I first came across Trader Vic over a decade ago while meandering through an old book store. My dog-eared and excessively highlighted copy still sits on the bookshelf next to my desk. It’s one of the few trading books I regularly turn to for a reread. The book covers everything from trade management to market psychology, to technicals and fundamentals, and even some economics.
Below are a few of my notes from the book.
On Thinking in Essentials
“If I had to reduce all the components of my methods to a single phrase, it would be thinking in essentials.
It’s not necessarily how much you know, but the truth and quality of what you know that counts. Every week in Barron’s there are dozens of pages of fine print summarizing the week’s activities in stocks, bonds, commodities, options, and so forth. There is so much information that to process all of it, and make sense out of it, is a task beyond any genius’s mental capacity.
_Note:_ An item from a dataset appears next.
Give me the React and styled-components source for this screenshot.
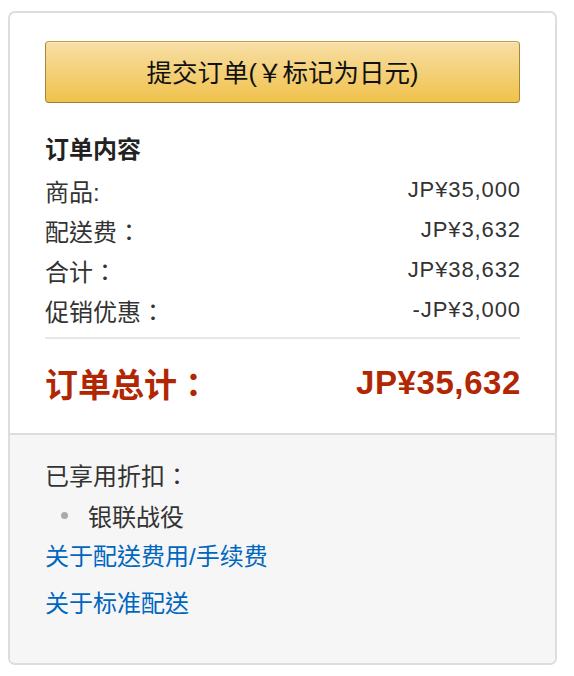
import React from "react";
import styled, { createGlobalStyle } from "styled-components";

const Global = createGlobalStyle`
  html, body { margin: 0; padding: 0; background: #fff; }
  body { font-family: "Liberation Sans", "Noto Sans CJK TC", sans-serif; color: #333; }
`;

const Page = styled.div`
  padding: 11px 17px 11px 8px;
`;

const Card = styled.div`
  border: 2px solid #dddddd;
  border-radius: 7px;
  overflow: hidden;
  background: #fff;
`;

const Top = styled.div`
  padding: 28px 35px 28px;
`;

const PlaceButton = styled.button`
  display: block;
  width: 100%;
  height: 62px;
  border: 1px solid #a88734;
  border-color: #c29b45 #a88734 #9c7e31;
  border-radius: 4px;
  background: linear-gradient(to bottom, #f7dfa5, #f0c14b);
  box-shadow: inset 0 1px 0 rgba(255, 255, 255, 0.4);
  font-family: "Liberation Sans", "Noto Sans CJK TC", sans-serif;
  font-size: 25.5px;
  color: #111;
  cursor: pointer;
  padding: 0 0 4px;
`;

const Heading = styled.div`
  margin-top: 27px;
  font-size: 24px;
  line-height: 40px;
  font-weight: 700;
  color: #222;
`;

const Row = styled.div`
  display: flex;
  justify-content: space-between;
  align-items: center;
  height: 40px;
`;

const Label = styled.span`
  font-size: 24px;
  color: #333;
`;

const Amount = styled.span`
  font-size: 22px;
  color: #333;
  letter-spacing: 0.9px;
  margin-right: -1px;
`;

const Divider = styled.hr`
  margin: 7px 0 0;
  border: 0;
  height: 2px;
  background: #e7e7e7;
`;

const TotalRow = styled.div`
  display: flex;
  justify-content: space-between;
  align-items: center;
  height: 44px;
  margin-top: 22px;
  color: #b12704;
  font-weight: 700;
`;

const TotalLabel = styled.span`
  font-size: 33px;
`;

const TotalAmount = styled.span`
  font-size: 33px;
  letter-spacing: 0.6px;
  margin-right: -1px;
`;

const Bottom = styled.div`
  border-top: 2px solid #dddddd;
  background: #f6f6f6;
  padding: 24px 35px 39px;
`;

const SubTitle = styled.div`
  font-size: 24px;
  line-height: 36px;
  color: #333;
`;

const List = styled.ul`
  list-style: none;
  margin: 0;
  padding: 0;
`;

const Item = styled.li`
  display: flex;
  align-items: center;
  height: 40px;
  font-size: 24px;
  color: #333;
  &::before {
    content: "";
    width: 7px;
    height: 7px;
    border-radius: 50%;
    background: #aaaaaa;
    margin: 0 20px 0 16px;
  }
`;

const Link = styled.a`
  display: block;
  font-size: 24px;
  line-height: 40px;
  color: #0066c0;
  text-decoration: none;
  margin-top: ${(p) => p.$gap}px;
`;

const rows = [
  ["商品:", "JP¥35,000"],
  ["配送费：", "JP¥3,632"],
  ["合计：", "JP¥38,632"],
  ["促销优惠：", "-JP¥3,000"],
];

export default function App() {
  return (
    <>
      <Global />
      <Page>
        <Card>
          <Top>
            <PlaceButton>提交订单(￥标记为日元)</PlaceButton>
            <Heading>订单内容</Heading>
            {rows.map(([l, a]) => (
              <Row key={l}>
                <Label>{l}</Label>
                <Amount>{a}</Amount>
              </Row>
            ))}
            <Divider />
            <TotalRow>
              <TotalLabel>订单总计：</TotalLabel>
              <TotalAmount>JP¥35,632</TotalAmount>
            </TotalRow>
          </Top>
          <Bottom>
            <SubTitle>已享用折扣：</SubTitle>
            <List>
              <Item>银联战役</Item>
            </List>
            <Link href="#" $gap={2}>关于配送费用/手续费</Link>
            <Link href="#" $gap={7}>关于标准配送</Link>
          </Bottom>
        </Card>
      </Page>
    </>
  );
}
One way to narrow down the data is to specialize in one or two areas. Another way is to use computers to do a lot of the sorting out for you. But no matter how you reduce the data, the key to processing information is the ability to abstract the essential information from the bounty of data produced each day.
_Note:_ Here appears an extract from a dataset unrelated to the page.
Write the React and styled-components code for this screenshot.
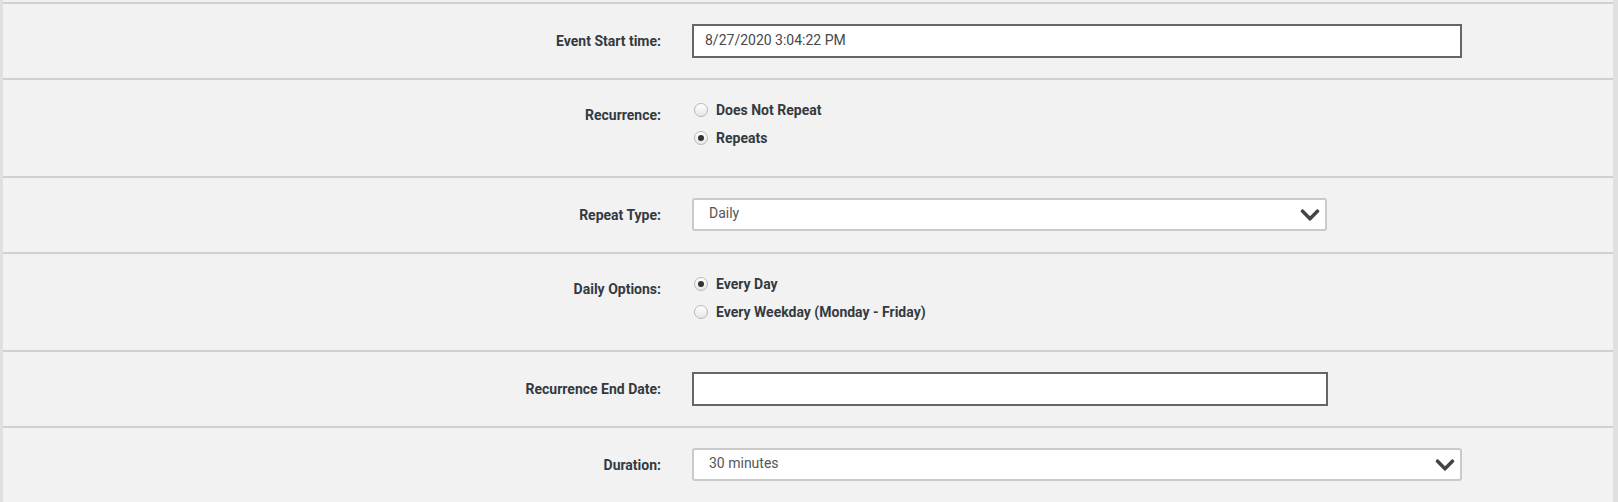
import { FaChevronDown } from 'react-icons/fa'
import styled, { createGlobalStyle } from 'styled-components'

const GlobalStyle = createGlobalStyle`
    html, body {
        margin: 0;
        padding: 0;
        background: #f2f2f2;
    }

    * {
        box-sizing: border-box;
    }
`

const Radio = ({ checked, label }) => (
    <RadioItem>
        <RadioCircle checked={checked} />
        <RadioText>{label}</RadioText>
    </RadioItem>
)

const Select = ({ value, width }) => (
    <SelectBox width={width}>
        <SelectValue>{value}</SelectValue>
        <FaChevronDown size={22} color="#444" />
    </SelectBox>
)

const App = () => {
    return (
        <>
            <GlobalStyle />
            <Wrapper>
                <Row>
                    <Label>Event Start time:</Label>
                    <TextInput width="770px">8/27/2020 3:04:22 PM</TextInput>
                </Row>

                <Row multi>
                    <Label multi>Recurrence:</Label>
                    <RadioList>
                        <Radio label="Does Not Repeat" />
                        <Radio label="Repeats" checked />
                    </RadioList>
                </Row>

                <Row>
                    <Label>Repeat Type:</Label>
                    <Select value="Daily" width="635px" />
                </Row>

                <Row multi>
                    <Label multi>Daily Options:</Label>
                    <RadioList>
                        <Radio label="Every Day" checked />
                        <Radio label="Every Weekday (Monday - Friday)" />
                    </RadioList>
                </Row>

                <Row>
                    <Label>Recurrence End Date:</Label>
                    <TextInput width="636px" />
                </Row>

                <Row>
                    <Label>Duration:</Label>
                    <Select value="30 minutes" width="770px" />
                </Row>
            </Wrapper>
        </>
    )
}

export default App

const Wrapper = styled.div`
    min-height: 502px;
    padding-top: 2px;
    border-left: 3px solid #e0e0e0;
    border-right: 5px solid #e0e0e0;
    background: #f2f2f2;
    font-family: Roboto, "Liberation Sans", sans-serif;
`

const Row = styled.div`
    display: grid;
    grid-template-columns: 658px 1fr;
    column-gap: 31px;
    align-items: start;
    padding: ${props => props.multi ? '20px 0 24px' : '20px 0'};
    border-top: 2px solid #d0d0d0;
`

const Label = styled.label`
    margin-top: ${props => props.multi ? '-2px' : '0'};
    color: #343a40;
    font-size: 14px;
    font-weight: 700;
    line-height: 34px;
    text-align: right;
`

const TextInput = styled.div`
    width: ${props => props.width};
    height: 34px;
    padding: 0 11px 2px;
    display: flex;
    align-items: center;
    background: #fff;
    border: 2px solid #666;
    color: #484848;
    font-size: 14px;
`

const SelectBox = styled.div`
    width: ${props => props.width};
    height: 33px;
    padding: 0 4px 0 15px;
    display: flex;
    justify-content: space-between;
    align-items: center;
    background: #fff;
    border: 2px solid #cacaca;
    border-radius: 3px;
`

const SelectValue = styled.span`
    margin-bottom: 3px;
    color: #555;
    font-size: 14px;
`

const RadioList = styled.div`
    display: flex;
    flex-direction: column;
    margin-top: -4px;
`

const RadioItem = styled.div`
    height: 28px;
    display: flex;
    align-items: center;
    gap: 8px;
    padding-left: 2px;
`

const RadioCircle = styled.span`
    position: relative;
    width: 14px;
    height: 14px;
    border-radius: 50%;
    border: 1px solid #b8b8b8;
    background: linear-gradient(#ffffff, #e6e6e6);

    &::after {
        content: '';
        display: ${props => props.checked ? 'block' : 'none'};
        position: absolute;
        top: 3px;
        left: 3px;
        width: 6px;
        height: 6px;
        border-radius: 50%;
        background: #333;
    }
`

const RadioText = styled.span`
    color: #343a40;
    font-size: 14px;
    font-weight: 700;
`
To do this, you have to relate the information to principles — to fundamental concepts that define the nature fo the financial markets. A principle is a broad generalization that describes an unlimited number of specific events and correlates vast amounts of data. It is with principles that you can take complex market data and make it relatively simple and manageable.”
This is why we at MO practice Ruthless Reductionism. Einstein said, “Everything should be made as simple as possible, but not simpler”. Your information intake is a key part of your process. Strip away the fat, know what you consume and why you consume it, search for key principles and let them guide your way.
A Business Philosophy for Consistent Success
“I base my business philosophy on three principles, listed here in order of importance: preservation of capital, consistent profitability, and the pursuit of superior returns. These principals are basic in the sense that they underlie and guide all of my market decisions. Each principle carries a different weight in my speculative strategy, and they evolve from one to the other. That is, preservation of capital leads to consistent profits, which makes pursuit of superior returns possible.”
Preservation of Capital
“Preservation of capital is the cornerstone of my business philosophy. This means that, in considering any potential market involvement, risk is my prime concern. Before asking, “What personal profit can I realize?”, I first ask, “What potential loss can I suffer?”
… In my terms, money isn’t green… it’s either black or white. Black and white have come to be associated with false or true, wrong or right, bad or good. In ethical terms, most of society has been taught that ‘there are no blacks and whites — there is only gray’: gray — the mixed and contradictory — the lack of absolutes. But on a ledger sheet, htere are nothing but absolutes: 2+2 is always 4, and 2-6 is always -4! Yet, in a subtle way, the modern investor has been taught to accept gray by the money management community. He is encouraged to rejoice if his account goes down only 10% when the averages are down 20% — after all, he has outperformed the averages by 10%! This is B.S., plain and simple.
There is one, and only one, valid question for an investor to ask: “Have I made money?” The best insurance that the answer will always be “Yes!” is to consistently speculate or invest only when the odds are decidedly in your favor, which means keeping risk at a minimum.”
Obviously, the markets aren’t always at or near tops or bottoms. Generally speaking, a good speculator or investor should be able to capture between 60 and 80% of the long-term price trend (whether up or down) between bull market tops and bear market bottoms in any market. This is the period when the focus should be on making consistent profits with low risk.
Consistent profitability is a corollary of the preservation of capital. Now what do I mean by a corollary? A corollary is an idea or a principle. IN this case, consistent profitability is a corollary of the preservation of capital because capital isn’t a static quantity — it is either gained or lost. To gain capital, you have to be consistently profitable; but to be consistently profitable, you have to preserve gains and minimize losses. Therefore, you must constantly balance the risks and rewards of each decision, scaling your risk according to accumulated profits or losses, thereby increasing the odds of consistent success.
…Anyone who enters the financial markets expecting to be right on most of their trades is in for a rude awakening. If you think about it, it’s a lot like hitting a baseball — the best players only get hits 30 to 40% of the time. But a good player knows that the hits usually help a lot more than the strikeouts hurt. The reward is greater than the risk.
Pursuit of Superior Returns
As profits accrue, I apply the same reasoning but take the process a step further to the pursuit of superior returns. If, and only if, a level of profits exists to justify aggressive risk, then I will take on a higher risk to produce greater percentage returns on capital. This does not mean that I change my risk/reward criteria; it means that I increase the size of my positions.